Under pressure from Major League Baseball to update the Argos home field at the Rogers Centre from an outdated artificial turf surface to natural grass, Rogers did not renew the Argos’ lease for the stadium past 2017. While the smaller BMO Field at the nearby Exhibition Place grounds seems a logical destination for the Argos, Maple Leaf Sports and Entertainment, which owns the Toronto FC soccer team that plays at BMO, has shown little interest in sharing the city-owned stadium.

In April, city council approved a $10 million investment in expanding BMO Field to accommodate the Argos, provided the federal and provincial governments kick in $10 million each. After MLSE president Leiweke secured funding for expansion, talks of an Argos move stalled.

Leiweke says, “David Braley and I have talked at length about BMO Field and a renovation at BMO Field that would allow for the Argos. Unfortunately, we were unable to find a solution, but that doesn’t mean there can’t be one at some point going forward.”

MLSE’s now focused on replacing Leiweke, so any plan to move them to BMO or acquire the team is likely on the back burner.

And that’s just fine with Daniele Franceschi, a contributor to the Toronto Argonauts website. Like many Argos fans, he believes that maintaining the team’s independence is a vital part of its brand.

MLSE’s recent attempts to hype Toronto as a sports destination, most notably recruiting rapper Drake to promote the Raptors brand, may have seduced some, but not diehard Argos fans.

“You don’t want a corporatized team [the CFL] is not that kind of league,” says Franceschi. “Its players are regular guys earning $100,000 a year to support their families and have to work other jobs in the off season. If you try to glamourize this team, you’re in trouble. Fans would really lose that personalized connection.”

But educating and exposing new fans to the game has been a challenge, says Clay Chisholm, the social media ambassador for the Argos Admirals, the team’s official fan voice. Toronto’s grown from a conservative Anglo-Saxon outpost into one of the most multicultural cities on the planet.

Says Chisholm, “The Toronto market is different from any other in the league.
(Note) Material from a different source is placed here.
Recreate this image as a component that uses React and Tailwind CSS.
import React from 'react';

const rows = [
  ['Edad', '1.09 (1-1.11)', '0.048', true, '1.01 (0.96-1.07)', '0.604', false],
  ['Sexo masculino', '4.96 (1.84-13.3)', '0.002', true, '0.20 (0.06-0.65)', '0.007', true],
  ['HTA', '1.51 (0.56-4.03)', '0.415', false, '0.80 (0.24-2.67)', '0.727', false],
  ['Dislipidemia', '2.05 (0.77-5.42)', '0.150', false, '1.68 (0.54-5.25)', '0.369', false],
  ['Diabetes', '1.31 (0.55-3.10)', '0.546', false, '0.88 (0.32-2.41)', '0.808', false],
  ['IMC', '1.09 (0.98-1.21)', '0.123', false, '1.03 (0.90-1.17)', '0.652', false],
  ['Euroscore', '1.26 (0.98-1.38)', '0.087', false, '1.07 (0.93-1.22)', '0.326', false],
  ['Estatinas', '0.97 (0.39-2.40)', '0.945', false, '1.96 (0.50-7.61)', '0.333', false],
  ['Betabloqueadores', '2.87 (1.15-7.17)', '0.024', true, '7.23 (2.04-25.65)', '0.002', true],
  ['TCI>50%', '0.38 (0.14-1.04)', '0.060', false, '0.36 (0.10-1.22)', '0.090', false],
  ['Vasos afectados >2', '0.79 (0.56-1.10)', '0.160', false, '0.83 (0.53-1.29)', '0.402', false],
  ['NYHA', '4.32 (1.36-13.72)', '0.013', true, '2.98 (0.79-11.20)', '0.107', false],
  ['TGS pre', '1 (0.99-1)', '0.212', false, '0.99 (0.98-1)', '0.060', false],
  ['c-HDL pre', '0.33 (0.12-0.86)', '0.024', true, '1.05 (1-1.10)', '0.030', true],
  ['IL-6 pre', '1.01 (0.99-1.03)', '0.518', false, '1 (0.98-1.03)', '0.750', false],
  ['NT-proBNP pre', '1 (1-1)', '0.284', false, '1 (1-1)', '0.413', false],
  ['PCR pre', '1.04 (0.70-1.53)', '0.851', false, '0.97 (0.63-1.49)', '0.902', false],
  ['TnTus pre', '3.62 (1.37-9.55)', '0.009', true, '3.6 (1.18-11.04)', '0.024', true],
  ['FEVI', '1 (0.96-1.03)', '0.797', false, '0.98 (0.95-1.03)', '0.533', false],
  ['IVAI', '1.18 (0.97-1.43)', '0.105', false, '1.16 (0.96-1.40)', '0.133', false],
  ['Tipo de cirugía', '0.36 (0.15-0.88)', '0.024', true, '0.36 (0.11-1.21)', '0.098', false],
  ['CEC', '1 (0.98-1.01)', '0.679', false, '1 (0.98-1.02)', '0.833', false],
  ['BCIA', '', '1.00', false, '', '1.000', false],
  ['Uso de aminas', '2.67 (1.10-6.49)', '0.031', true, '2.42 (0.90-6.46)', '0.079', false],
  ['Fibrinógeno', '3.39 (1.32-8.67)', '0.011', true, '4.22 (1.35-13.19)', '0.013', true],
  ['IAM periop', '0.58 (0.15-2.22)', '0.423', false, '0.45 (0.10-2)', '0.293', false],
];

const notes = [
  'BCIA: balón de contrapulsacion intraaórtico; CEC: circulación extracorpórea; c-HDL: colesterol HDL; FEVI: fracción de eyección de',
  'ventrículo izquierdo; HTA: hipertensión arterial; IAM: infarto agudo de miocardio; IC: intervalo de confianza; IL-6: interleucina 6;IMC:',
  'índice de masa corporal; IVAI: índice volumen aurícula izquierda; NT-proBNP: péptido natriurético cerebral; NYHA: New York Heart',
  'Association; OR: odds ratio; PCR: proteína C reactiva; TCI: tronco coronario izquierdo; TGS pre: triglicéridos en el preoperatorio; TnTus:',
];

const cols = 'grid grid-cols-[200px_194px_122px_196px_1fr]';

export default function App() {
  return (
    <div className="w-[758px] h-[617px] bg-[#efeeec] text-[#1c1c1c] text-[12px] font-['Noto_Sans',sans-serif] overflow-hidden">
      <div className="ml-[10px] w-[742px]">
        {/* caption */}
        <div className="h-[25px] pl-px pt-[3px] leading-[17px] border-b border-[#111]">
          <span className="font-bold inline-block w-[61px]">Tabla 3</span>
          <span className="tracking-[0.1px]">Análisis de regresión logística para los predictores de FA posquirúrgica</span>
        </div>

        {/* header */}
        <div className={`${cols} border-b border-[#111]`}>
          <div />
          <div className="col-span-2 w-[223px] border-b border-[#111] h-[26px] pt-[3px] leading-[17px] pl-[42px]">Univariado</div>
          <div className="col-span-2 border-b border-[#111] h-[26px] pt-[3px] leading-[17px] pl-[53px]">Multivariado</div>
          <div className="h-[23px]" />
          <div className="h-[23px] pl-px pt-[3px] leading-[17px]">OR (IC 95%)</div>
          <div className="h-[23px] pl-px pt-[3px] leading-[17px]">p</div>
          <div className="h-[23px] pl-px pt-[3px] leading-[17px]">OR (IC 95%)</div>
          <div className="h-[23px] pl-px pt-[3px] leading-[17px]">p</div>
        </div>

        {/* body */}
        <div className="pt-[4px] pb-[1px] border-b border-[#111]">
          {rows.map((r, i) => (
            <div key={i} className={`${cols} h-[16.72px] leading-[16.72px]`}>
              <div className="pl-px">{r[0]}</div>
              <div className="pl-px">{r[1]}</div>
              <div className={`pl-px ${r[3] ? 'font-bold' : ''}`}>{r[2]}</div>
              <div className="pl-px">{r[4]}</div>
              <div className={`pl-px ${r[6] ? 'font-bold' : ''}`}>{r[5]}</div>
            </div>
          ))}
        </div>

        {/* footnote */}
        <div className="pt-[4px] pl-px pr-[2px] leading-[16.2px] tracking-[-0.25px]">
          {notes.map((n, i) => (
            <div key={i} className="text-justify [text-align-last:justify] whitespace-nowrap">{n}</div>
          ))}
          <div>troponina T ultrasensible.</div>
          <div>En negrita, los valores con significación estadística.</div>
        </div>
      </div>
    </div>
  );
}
We have a massive mix of new immigrants who have not grown up with our football.”


Chris Rudge, the 69-year-old executive chairman and CEO of the Argos, walks the field in the hour before kickoff, shaking hands with employees.
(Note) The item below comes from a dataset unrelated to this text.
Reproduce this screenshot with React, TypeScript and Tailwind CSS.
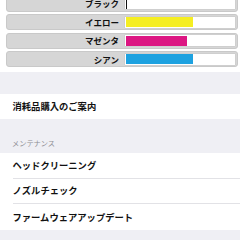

Rudge served as CEO of the Canadian Olympic Committee for the 2010 Winter Olympics and chaired the successful Own The Podium campaign before taking over the Argos in January 2012.

He tells NOW: “There’s been an aura of indifference in the city throughout the last 20 years about the way this team has evolved. We’re trying to change that.”
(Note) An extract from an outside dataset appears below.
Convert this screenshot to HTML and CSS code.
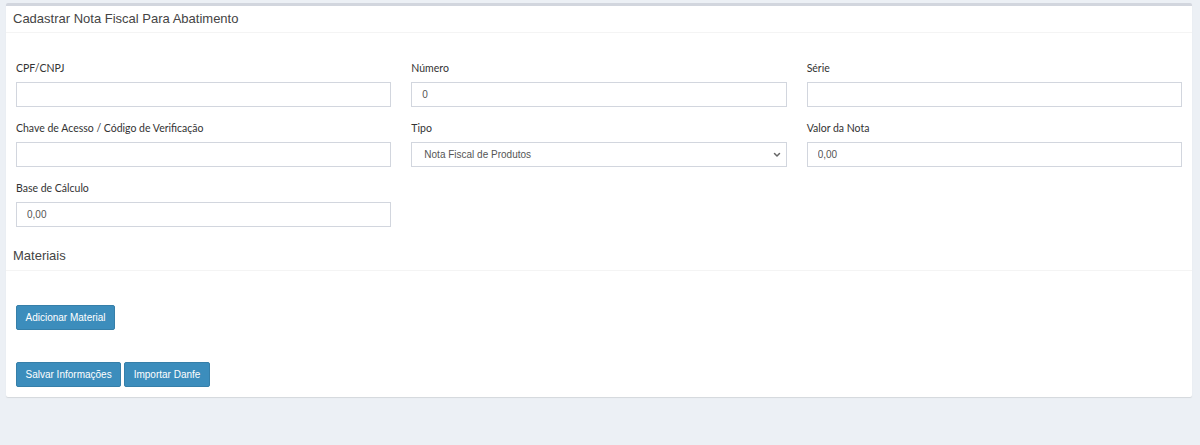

Rudge admits that the most glaring problem facing the Argos is the vast home field. He oversaw the extension of the Argos lease at Rogers in 2013.

“People come to these kinds of events because they want a tribal experience,” Rudge says. “Unfortunately this place is so big that even when you have 20,000 in the lower bowl, it can still be a cavernous experience.

He adds that “the corporate partnerships suffer when you have a brand that’s become as small as we have.” Indeed. Advertisements for local trade unions, not the power brands normally observed at Blue Jays games, dot the field.

To Rudge the answer for what ails the Argos is quite simple: to be owned and operated by MLSE. “It’s a no-brainer.” But he’s quick to point out he’s not speaking for the owner.

Marketing reach aside, TSN’s broadcast rights to CFL games may devalue the appeal of the Argos to the MLSE board.

Because of the Blue Jays 81-game home schedule throughout the majority of the Argos season, the Argos are usually relegated to haphazard scheduling, including a recent two-game homestand that fell bizarrely on a Tuesday night and then again the following Sunday. Friday Night Football is TSN’s flagship CFL program, and the Argos have only two Friday evening home games this season.

Rudge hopes a move to BMO would spark more fan and television interest.

“I still believe we’ll probably end up in BMO Field,” he says, “which is, if done right, a better environment than where we are now. But there will still be challenges. What kind of terms would we enter in on? Are we going in there as a team owned by MLSE?”


Argos playbook

October 4, 1873 The Toronto Argonauts Football club is formed as part of the Argonaut Rowing Club.

December 5, 1914 The team wins its first Grey Cup defeating U of T Varsity Blues 14-2.

1959 The Argonauts move from Varsity Stadium to Exhibition Stadium. The inaugural game is an exhibition match featuring the NFL’s Chicago Cardinals.

1976-1978 Average attendance is over 46,000.

July 12, 1989 The Argonauts play their first regular season game at SkyDome, drawing 32,527 in a 24-15 loss to the Hamilton Tiger-Cats.

1991 A high-profile group including Los Angeles Kings owner Bruce McNall, Wayne Gretzky and John Candy purchase the team. They snag Heisman Trophy winner Raghib “Rocket” Ismail signing him to an unprecedented $18.2 million contract over four years.

1994 Ismail leaves the team. McNall faces conspiracy and fraud charges, and the Argos are sold to TSN Enterprises.

July 2003 The CFL strips Sherwood Schwarz of ownership amid concerns over growing debt.

2003-2010 Local businessmen David Cynamon and Howard Sokolowski buy the team. Despite an initial resurgence in ticket sales and a Grey Cup in 2004, the team’s financial losses mount.

February 9, 2010 BC Lions owner David Braley becomes the team’s seventh owner in 19 years.

September 20, 2013 The Argos renew their lease at Rogers Centre through December 31, 2017.